Kung Fu Fighting

Mike has another intern meeting tonight at Zig’s place, and this time he’s been assigned garlic bread. He asks me to make it for him; obviously, I make awesome garlic bread – the Stetson trademark.

I wake up early to prep it for Mike before he leaves. He’ll have to keep it in the fridge until the meeting tonight and bake it at Zig’s house. He runs to Vallarta – the Spanish supermarket, for the bread. He has no idea which bread to get, so he’s staring for a little. He finally decides on a loaf and uses the metal grabby things to get it. He puts it in his hand and the loaf is flopping all over the place – it practically folds in half on him – he doesn’t know what to do. He then finds another loaf – a little more sturdy than the other. So now Mike has two loaves in his hands and he doesn’t want the floppy one. He inconspicuously tries to put it back on the shelf, slowly turns around, and sees a crowd of Mexicans have formed, staring at him. Mike turns back around, picks the loaf back up, and buys both.

I’m surprised by the two loaves when he walks in the door – I thought he only wanted me to make one. He proceeds to tell me his Vallarta tale and I’m practically falling out of my seat when he describes the floppy loaf – it was quite soft. I send him off with a loaf and keep part of a loaf for me and Troy tonight. The soft bread is not good for this – definitely not my best. Still, Mike assures me it was a big hit at the meeting. Did Zig like it so much he wants to hire you and pay you??

Mike and I have started to look on Craigslist for furniture. We take a trip to look at a big dresser with a mirror attached for only $75. We pull up to a storage unit and this guy lets us in – he seems normal enough, but there’s an older chubby guy standing in the background, watching us, cigarette in mouth. He leads us to his unit and I feel like I’m in an episode of Storage Wars. Not good television by any means, but still addictive. Freakin’ reality TV.
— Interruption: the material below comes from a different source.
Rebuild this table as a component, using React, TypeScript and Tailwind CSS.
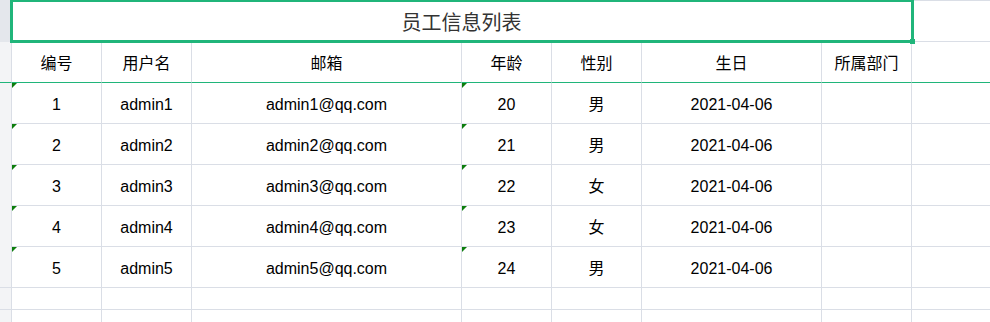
import React from "react";

const rows = [
  { id: 1, user: "admin1", mail: "admin1@qq.com", age: 20, sex: "男", birth: "2021-04-06" },
  { id: 2, user: "admin2", mail: "admin2@qq.com", age: 21, sex: "男", birth: "2021-04-06" },
  { id: 3, user: "admin3", mail: "admin3@qq.com", age: 22, sex: "女", birth: "2021-04-06" },
  { id: 4, user: "admin4", mail: "admin4@qq.com", age: 23, sex: "女", birth: "2021-04-06" },
  { id: 5, user: "admin5", mail: "admin5@qq.com", age: 24, sex: "男", birth: "2021-04-06" },
];

const headers = ["编号", "用户名", "邮箱", "年龄", "性别", "生日", "所属部门"];

const cols = "grid grid-cols-[12px_90px_90px_270px_90px_90px_180px_90px_1fr]";
const cell = "border-r border-b border-[#dadee6] flex items-center justify-center pt-[3px]";

// little green triangle in a cell corner
const Flag = () => (
  <span className="absolute left-0 top-0 w-0 h-0 border-t-[5px] border-r-[5px] border-t-[#0d7d0d] border-r-transparent" />
);

export default function App() {
  return (
    <div
      className="relative w-[990px] h-[322px] overflow-hidden bg-white text-[16px] text-black"
      style={{ fontFamily: '"Liberation Sans", "Noto Sans CJK SC", sans-serif' }}
    >
      {/* title row */}
      <div className={`${cols} h-[42px]`}>
        <div className="bg-[#e4e7ec] border-r border-[#dadee6]" />
        <div className="col-span-7 border-r border-b border-[#dadee6] flex items-center justify-center pt-[4px] text-[20px] text-[#333]">
          员工信息列表
        </div>
        <div className="border-t border-b border-[#dadee6]" />
      </div>

      {/* header row */}
      <div className={`${cols} h-[41px]`}>
        <div className="bg-[#f3f4f6] border-r border-b border-r-[#dadee6] border-b-[#20b57a]" />
        {headers.map((h) => (
          <div key={h} className="border-r border-b border-r-[#dadee6] border-b-[#20b57a] flex items-center justify-center pt-[3px]">
            {h}
          </div>
        ))}
        <div className="border-b border-[#20b57a]" />
      </div>

      {/* data rows */}
      {rows.map((r, i) => (
        <div key={r.id} className={`${cols} h-[41px]`}>
          <div className={`bg-[#f3f4f6] border-r border-[#dadee6] ${i === 4 ? "border-b" : ""}`} />
          <div className={`${cell} relative`}>
            <Flag />
            {r.id}
          </div>
          <div className={cell}>{r.user}</div>
          <div className={cell}>{r.mail}</div>
          <div className={`${cell} relative`}>
            <Flag />
            {r.age}
          </div>
          <div className={cell}>{r.sex}</div>
          <div className={cell}>{r.birth}</div>
          <div className={cell} />
          <div className="border-b border-[#dadee6]" />
        </div>
      ))}

      {/* empty rows */}
      {[0, 1].map((k) => (
        <div key={k} className={`${cols} h-[22px]`}>
          <div className="bg-[#f3f4f6] border-r border-b border-[#dadee6]" />
          {[0, 1, 2, 3, 4, 5, 6].map((c) => (
            <div key={c} className={cell} />
          ))}
          <div className="border-b border-[#dadee6]" />
        </div>
      ))}

      {/* selection box over the title */}
      <div className="absolute left-[10px] top-[-1px] w-[904px] h-[44px] border-[3px] border-[#20b57a] pointer-events-none" />
      <div className="absolute left-[910px] top-[39px] w-[5px] h-[5px] bg-[#20b57a]" />
    </div>
  );
}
He shows us the dresser, along with a bunch of other furniture, and it’s all crap. The drawers have been taped shut to prevent them from falling out – for moving purposes I assume, but where the tape has fallen off it’s taken the paint with it. I peel a piece of tape off from the top of the dresser to the bottom and hear Mike take a deep breath. What? It shouldn’t do that. SOMEBODY at some point is going to have to take the tape off and that’s what would happen. I’m just moving the process along. We look at some other things but they all suck. He speaks in another language to fat man. Russian, I think. Probably not. He could murder us right now if he wanted to, hidden away in his storage unit. Craigslist.

At work I tell Tropez and Dorian about our search for furniture and they are both eager to help. Dorian is a passionate guy. “Dude, are you serious? We have a couch bed. My Mom is trying to sell it right now.” Awesome. Send me a picture. He promises he will. Tropez has something, too. He describes it and I picture it as some sort of hutch with two doors and shelving. He also promises to send me a picture of it.

I have a little trouble with the cappuccinos tonight – sometimes I just can’t get good foam, and every time Tropez is there to witness it. He insists on showing me how to do it, and I watch, attentively. He does this thing every time, and I crack up laughing, trying hard not to. See, there’s a metal canister that’s filled with cold milk, then you steam it, then you scoop the foam out of it on top of the espresso. He lets the steamed milk sit for a moment, then takes the spoon, and hits the sides of the canister with it, very methodically, like it has to be done just so. It’s completely silly and unnecessary, and he keeps a very concentrated look on his face like there’s a secret to making cappuccinos. “I am a master. Call me Master Shifou.” Shifou? I ask, trying not to laugh. Who’s that? “Go home. Watch Kung Fu Panda. Then we’ll talk.” Oh, my.